- Challenge:
In the entries, find all lines that hold the word "with" and copy them.

***** Data to process *****

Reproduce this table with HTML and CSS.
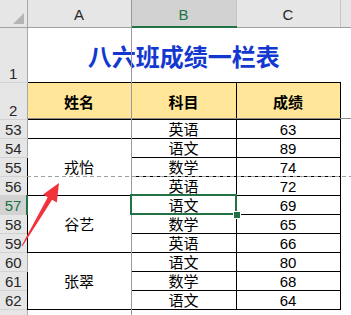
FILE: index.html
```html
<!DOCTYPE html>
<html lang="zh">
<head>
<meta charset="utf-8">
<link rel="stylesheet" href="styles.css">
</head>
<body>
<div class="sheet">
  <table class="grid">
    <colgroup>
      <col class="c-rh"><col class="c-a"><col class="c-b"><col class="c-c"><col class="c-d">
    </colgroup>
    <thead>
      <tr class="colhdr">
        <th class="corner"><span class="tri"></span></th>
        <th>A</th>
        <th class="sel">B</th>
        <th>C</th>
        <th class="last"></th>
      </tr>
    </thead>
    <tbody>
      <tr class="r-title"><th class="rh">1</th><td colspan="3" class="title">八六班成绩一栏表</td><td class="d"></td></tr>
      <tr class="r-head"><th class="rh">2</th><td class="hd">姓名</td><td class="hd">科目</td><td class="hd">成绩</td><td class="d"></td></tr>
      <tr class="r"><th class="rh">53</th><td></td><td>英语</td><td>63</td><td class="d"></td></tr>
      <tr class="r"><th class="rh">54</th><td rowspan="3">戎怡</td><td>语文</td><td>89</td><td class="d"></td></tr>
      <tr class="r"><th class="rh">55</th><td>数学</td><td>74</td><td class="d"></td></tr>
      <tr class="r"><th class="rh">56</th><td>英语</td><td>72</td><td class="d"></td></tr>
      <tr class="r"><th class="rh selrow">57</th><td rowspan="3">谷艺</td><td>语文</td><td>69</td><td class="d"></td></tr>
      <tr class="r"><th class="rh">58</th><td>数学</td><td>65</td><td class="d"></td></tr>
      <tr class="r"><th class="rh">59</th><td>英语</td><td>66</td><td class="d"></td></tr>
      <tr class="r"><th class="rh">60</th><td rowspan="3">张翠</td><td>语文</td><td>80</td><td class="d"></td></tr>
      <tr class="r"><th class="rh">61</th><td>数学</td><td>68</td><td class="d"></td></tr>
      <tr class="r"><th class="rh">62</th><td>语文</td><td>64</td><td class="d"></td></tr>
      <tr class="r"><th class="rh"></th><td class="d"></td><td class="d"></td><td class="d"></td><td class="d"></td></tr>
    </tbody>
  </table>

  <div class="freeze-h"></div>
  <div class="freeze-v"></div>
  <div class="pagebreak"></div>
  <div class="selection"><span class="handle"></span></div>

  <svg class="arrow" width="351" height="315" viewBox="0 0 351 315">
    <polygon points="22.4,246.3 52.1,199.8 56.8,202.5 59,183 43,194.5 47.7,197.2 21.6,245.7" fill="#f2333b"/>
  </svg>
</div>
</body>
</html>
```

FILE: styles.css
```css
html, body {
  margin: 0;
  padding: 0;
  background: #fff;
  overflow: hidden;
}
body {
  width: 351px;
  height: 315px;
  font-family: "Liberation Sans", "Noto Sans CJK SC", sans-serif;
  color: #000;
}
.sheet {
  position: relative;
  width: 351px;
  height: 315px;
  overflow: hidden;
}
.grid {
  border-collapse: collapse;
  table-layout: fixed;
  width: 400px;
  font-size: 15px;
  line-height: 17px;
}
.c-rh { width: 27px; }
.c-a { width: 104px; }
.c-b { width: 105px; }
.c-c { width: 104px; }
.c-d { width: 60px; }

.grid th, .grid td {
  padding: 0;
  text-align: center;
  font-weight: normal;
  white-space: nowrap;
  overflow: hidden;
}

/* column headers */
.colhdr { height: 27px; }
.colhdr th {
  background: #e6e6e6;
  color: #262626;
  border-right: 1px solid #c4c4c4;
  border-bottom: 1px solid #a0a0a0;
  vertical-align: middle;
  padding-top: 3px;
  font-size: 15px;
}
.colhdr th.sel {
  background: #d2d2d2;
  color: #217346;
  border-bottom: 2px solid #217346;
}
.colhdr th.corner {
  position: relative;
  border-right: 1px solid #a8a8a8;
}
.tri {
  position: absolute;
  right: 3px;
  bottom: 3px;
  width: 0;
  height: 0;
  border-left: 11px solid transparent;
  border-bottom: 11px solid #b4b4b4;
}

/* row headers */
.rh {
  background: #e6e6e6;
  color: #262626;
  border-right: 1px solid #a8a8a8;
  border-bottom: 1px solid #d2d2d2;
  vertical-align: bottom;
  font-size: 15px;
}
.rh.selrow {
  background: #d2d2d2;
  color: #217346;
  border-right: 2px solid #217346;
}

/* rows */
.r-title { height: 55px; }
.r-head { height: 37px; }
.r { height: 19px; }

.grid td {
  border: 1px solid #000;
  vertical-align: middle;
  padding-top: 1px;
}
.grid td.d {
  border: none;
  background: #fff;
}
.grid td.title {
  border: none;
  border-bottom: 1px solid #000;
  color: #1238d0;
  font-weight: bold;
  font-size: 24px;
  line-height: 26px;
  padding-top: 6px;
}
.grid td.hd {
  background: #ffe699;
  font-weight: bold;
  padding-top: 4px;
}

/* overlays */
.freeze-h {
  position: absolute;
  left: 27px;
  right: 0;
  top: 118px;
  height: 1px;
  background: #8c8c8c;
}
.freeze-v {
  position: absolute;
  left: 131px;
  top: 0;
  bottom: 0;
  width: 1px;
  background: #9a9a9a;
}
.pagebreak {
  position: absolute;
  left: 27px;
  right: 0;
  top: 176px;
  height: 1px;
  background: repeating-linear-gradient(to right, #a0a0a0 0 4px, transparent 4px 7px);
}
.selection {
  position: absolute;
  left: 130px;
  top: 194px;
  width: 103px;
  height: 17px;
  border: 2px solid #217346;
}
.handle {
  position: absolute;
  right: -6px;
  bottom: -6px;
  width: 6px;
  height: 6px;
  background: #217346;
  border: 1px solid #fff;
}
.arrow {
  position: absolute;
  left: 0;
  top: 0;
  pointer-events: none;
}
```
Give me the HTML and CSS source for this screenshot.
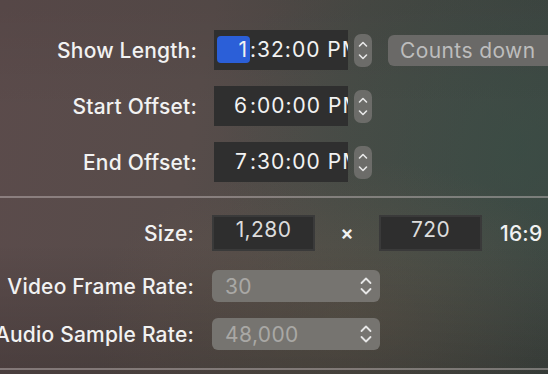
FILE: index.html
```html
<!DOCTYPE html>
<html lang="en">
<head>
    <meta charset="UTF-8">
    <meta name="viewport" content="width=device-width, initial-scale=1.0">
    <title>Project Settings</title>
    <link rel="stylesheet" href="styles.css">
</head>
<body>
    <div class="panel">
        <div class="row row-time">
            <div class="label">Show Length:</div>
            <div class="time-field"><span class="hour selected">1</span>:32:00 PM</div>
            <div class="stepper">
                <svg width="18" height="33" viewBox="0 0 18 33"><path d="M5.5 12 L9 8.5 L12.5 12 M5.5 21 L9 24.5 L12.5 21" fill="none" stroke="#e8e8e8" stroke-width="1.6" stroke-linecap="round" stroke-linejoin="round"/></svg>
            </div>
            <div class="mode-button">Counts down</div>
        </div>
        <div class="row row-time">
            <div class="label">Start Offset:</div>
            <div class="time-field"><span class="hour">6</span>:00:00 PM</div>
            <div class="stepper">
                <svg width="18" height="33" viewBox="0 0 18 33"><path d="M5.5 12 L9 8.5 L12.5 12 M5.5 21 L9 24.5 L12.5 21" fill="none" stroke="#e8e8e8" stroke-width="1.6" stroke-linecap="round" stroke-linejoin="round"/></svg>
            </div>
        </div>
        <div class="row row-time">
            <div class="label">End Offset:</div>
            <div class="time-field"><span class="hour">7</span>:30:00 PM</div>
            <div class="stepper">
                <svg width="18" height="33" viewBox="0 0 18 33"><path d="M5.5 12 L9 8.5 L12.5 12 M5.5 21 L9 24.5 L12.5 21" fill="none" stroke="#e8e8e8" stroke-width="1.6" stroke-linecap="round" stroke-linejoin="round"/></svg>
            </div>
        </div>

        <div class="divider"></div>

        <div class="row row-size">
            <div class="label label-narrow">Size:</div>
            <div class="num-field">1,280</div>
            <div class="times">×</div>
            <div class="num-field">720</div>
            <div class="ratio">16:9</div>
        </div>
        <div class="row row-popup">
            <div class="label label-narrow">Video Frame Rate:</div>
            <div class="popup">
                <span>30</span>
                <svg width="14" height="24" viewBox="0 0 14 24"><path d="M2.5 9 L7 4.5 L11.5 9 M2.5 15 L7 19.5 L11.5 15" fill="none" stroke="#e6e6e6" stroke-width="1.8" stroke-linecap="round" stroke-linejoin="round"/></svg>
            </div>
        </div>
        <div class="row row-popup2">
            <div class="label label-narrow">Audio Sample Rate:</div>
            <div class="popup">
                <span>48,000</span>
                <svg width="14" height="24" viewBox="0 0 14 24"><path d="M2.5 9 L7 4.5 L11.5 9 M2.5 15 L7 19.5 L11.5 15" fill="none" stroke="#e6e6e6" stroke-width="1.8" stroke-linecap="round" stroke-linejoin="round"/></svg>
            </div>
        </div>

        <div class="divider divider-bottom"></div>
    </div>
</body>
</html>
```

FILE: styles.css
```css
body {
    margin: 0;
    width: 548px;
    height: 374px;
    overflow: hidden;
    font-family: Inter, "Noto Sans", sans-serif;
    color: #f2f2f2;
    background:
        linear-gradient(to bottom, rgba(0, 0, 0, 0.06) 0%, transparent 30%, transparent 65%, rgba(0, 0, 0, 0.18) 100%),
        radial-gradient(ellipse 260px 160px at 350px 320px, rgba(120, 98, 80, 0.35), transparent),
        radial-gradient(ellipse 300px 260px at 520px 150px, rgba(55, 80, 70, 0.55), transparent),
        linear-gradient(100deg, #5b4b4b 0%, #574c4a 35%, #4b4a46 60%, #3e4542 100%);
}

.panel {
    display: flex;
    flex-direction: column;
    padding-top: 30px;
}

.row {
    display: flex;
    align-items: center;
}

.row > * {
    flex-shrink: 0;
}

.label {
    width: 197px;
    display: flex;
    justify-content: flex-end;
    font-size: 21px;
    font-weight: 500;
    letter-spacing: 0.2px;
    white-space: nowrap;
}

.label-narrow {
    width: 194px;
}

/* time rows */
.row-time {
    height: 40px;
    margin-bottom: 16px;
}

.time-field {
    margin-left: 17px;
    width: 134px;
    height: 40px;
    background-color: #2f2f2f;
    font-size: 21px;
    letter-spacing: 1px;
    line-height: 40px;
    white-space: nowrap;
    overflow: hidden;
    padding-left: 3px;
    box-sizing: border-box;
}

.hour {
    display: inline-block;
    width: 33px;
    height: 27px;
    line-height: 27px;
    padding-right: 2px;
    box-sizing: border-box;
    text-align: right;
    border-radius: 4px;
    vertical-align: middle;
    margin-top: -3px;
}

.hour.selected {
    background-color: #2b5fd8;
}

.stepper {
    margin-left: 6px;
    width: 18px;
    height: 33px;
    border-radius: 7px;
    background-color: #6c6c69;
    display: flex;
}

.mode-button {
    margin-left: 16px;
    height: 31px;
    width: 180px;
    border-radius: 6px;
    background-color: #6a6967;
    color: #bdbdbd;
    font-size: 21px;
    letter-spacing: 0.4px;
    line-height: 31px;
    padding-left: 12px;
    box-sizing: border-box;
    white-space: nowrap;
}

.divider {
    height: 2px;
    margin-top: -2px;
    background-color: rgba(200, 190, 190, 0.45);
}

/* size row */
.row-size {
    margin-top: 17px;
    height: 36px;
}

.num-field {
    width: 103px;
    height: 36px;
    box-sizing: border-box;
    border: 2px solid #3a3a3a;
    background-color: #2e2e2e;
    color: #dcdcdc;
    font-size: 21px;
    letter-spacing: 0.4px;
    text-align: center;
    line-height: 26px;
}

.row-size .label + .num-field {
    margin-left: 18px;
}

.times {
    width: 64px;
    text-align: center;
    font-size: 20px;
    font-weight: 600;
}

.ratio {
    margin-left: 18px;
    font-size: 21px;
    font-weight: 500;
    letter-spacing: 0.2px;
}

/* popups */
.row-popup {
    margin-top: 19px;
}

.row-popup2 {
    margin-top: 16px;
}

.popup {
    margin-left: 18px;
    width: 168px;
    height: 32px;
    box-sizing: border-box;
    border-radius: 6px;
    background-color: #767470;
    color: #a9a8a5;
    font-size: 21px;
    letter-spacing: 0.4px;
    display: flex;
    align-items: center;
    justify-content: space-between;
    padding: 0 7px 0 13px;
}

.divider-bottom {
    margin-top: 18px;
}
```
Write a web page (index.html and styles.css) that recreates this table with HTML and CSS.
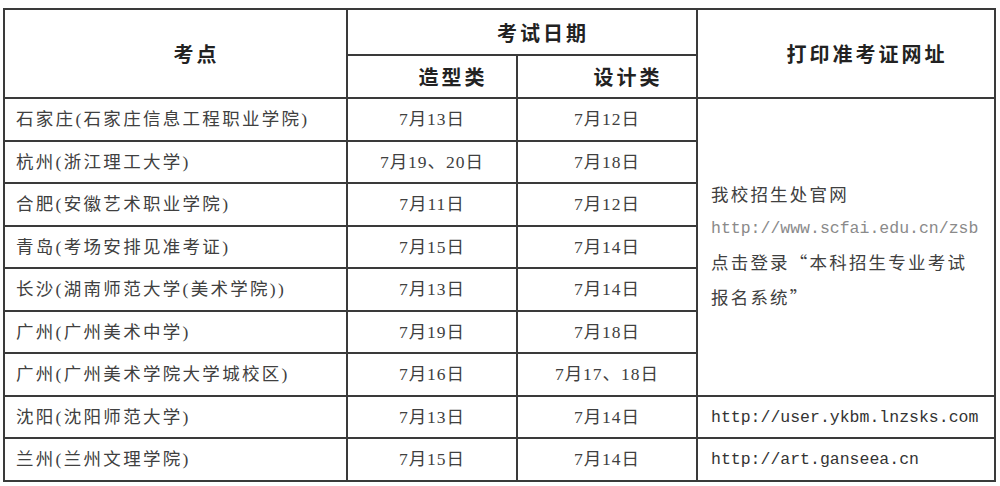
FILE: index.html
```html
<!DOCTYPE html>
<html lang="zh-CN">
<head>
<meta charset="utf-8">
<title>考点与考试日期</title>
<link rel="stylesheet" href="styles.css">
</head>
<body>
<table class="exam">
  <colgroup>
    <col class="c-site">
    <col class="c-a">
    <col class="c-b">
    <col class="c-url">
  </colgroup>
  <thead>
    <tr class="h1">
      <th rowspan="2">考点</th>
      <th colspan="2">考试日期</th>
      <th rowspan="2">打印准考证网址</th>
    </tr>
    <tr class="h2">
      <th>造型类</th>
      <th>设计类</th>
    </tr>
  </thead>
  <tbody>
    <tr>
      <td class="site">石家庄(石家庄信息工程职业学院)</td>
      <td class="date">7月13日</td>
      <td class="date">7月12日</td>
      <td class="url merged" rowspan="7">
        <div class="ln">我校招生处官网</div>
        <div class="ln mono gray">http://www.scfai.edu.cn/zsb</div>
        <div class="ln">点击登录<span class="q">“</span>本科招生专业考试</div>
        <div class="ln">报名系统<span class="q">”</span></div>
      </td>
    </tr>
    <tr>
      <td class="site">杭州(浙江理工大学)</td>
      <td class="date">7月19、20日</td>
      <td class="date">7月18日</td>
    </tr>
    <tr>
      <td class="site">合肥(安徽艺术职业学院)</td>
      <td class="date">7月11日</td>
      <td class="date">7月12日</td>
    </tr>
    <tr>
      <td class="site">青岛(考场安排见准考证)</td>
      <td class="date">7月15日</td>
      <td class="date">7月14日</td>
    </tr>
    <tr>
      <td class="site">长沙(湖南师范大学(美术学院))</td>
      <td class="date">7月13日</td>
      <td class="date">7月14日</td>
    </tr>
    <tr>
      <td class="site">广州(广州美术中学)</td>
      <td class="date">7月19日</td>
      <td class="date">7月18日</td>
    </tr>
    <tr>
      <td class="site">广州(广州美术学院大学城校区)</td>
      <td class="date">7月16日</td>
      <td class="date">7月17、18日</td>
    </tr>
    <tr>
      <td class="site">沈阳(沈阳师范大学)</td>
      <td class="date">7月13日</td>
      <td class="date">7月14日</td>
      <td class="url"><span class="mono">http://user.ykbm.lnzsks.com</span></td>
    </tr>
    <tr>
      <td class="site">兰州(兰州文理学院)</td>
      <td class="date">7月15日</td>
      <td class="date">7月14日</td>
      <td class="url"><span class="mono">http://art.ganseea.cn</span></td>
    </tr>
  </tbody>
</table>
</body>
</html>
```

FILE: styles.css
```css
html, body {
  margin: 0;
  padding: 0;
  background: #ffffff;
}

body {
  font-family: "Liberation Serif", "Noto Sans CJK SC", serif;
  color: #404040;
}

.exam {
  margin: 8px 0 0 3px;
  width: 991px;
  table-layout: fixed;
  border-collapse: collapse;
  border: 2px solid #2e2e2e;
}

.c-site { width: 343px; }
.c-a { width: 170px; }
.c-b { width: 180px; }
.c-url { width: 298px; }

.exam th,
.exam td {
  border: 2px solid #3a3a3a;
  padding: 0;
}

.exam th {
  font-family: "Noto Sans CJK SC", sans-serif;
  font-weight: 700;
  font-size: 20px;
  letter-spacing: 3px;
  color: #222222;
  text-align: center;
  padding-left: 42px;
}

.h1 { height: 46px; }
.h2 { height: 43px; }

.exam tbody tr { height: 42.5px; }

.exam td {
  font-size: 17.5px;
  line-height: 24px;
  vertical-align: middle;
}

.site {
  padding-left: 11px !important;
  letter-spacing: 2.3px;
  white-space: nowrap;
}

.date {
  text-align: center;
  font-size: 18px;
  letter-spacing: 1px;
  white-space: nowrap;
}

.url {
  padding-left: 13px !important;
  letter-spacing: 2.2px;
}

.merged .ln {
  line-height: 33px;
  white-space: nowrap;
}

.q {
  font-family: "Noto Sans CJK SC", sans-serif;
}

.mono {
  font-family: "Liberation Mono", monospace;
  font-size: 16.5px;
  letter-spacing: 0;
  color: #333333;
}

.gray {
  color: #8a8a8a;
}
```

*****

- Task result:
Reproduce this table with HTML and CSS.
Write a web page (index.html and styles.css) that recreates this table with HTML and CSS.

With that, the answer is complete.